Part 5 · Sequences · Intermediate

Sequence Items: Fields, Constraints, and Randomization

Hub — uvm_sequence_item as the transaction contract, field macros, constraints, layering, and copy/clone for scoreboards.

Overview

A uvm_sequence_item is the payload object that flows from sequence through sequencer to driver. It answers what to send — address, data, opcode, burst length — but never how to wiggle pins. That boundary is the foundation of reusable UVM agents: the same item class works in block tests, chip tests, and directed regressions because pin timing stays in the driver.

This topic breaks sequence items into five focused lessons. Each lesson answers a different why question: why items must not contain driver logic, why field macros matter for debug and scoreboards, why constraints define legal space vs directed corners, why derived items layer protocol rules, and why clone before queue prevents silent scoreboard corruption.

Lessons in this topic

  1. Item vs Driver Boundary — what belongs in items, what must stay in the driver.

  2. Field Macros & Automation — uvm_field_*, print, compare, copy, pack/unpack.

  3. Constraints & randomize() with — inline blocks, with blocks, failure handling.

  4. Layered & Derived Items — extend items, constraint layering, wr-only variants.

  5. Copy, Clone & Scoreboard — type_id::create, clone before queue, unregistered fields.

Item flow in the stimulus stack

diagram
Legend: [STIM] [SEQ] [DRV] [ITEM] [UVM]

  [STIM] TEST
      │ seq.start(sqr)
      ▼
  [SEQ] SEQUENCE.body()
      │ start_item(req)
      │ req.randomize()          ← [ITEM] fields filled here
      │ finish_item(req)
      ▼
  [SEQ] SEQUENCER  ──►  [DRV] DRIVER.drive_apb(req)
                              │
                              ▼ paddr, pwdata on vif
                         DUT pins

  [ITEM] apb_item { addr, data, write }  — data contract only
  [DRV]  drive_apb() { @(pclk); wait pready; }  — timing policy

Every sub-lesson below expands one aspect of the [ITEM] box — how to define it, randomize it, extend it, and safely copy it for checking.

diagram
[ITEM] hub — ownership rules

  IN the item:     addr, data, write, burst_len, id, user fields
  OUT of the item: virtual interface handles, #delays, clock waits
  OUT of the item: pready/pvalid handshake loops, drive state machines

  WHY: items cross sequence/driver boundary as pure data.
       Driver owns HOW; item owns WHAT.

Key takeaways

  • sequence_item is the data contract between sequence and driver.

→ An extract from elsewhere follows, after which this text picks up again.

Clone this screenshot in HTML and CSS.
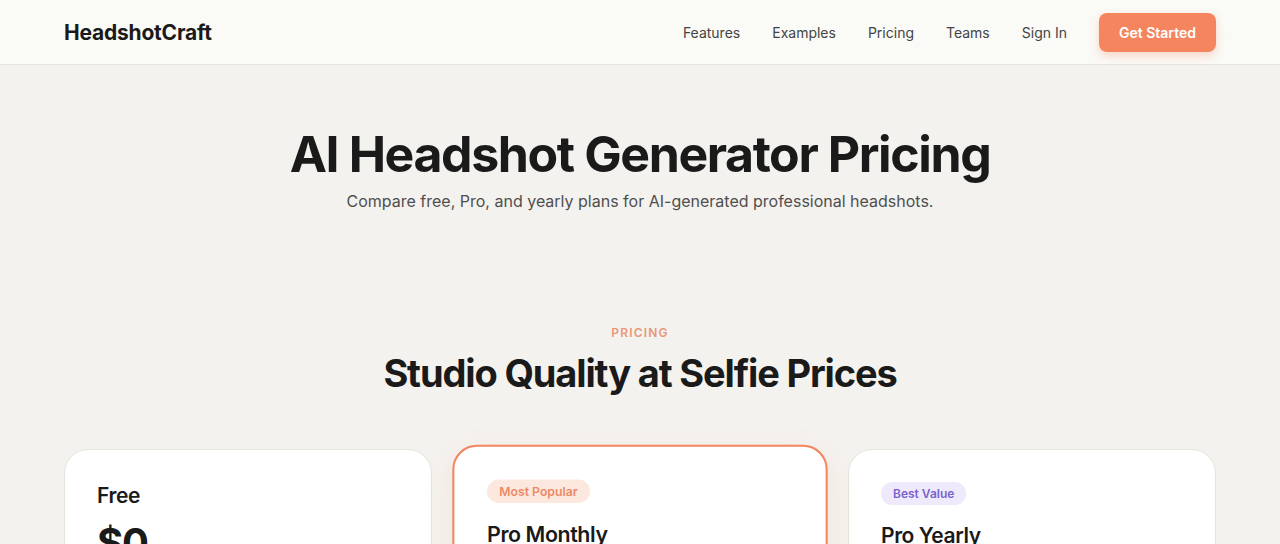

  • Field macros give print, compare, and copy for free — register every payload member.

  • Constraints define legal space; randomize() with blocks add per-call directed corners.

  • Clone before queue — never store handles the monitor or driver still mutates.

Common pitfalls

  • Putting virtual interface handles inside items — breaks agent reuse across hierarchies.

  • Forgetting to check randomize() return value — silent constraint conflicts stall debug.

  • Using new() instead of type_id::create() — factory overrides on item types ignored.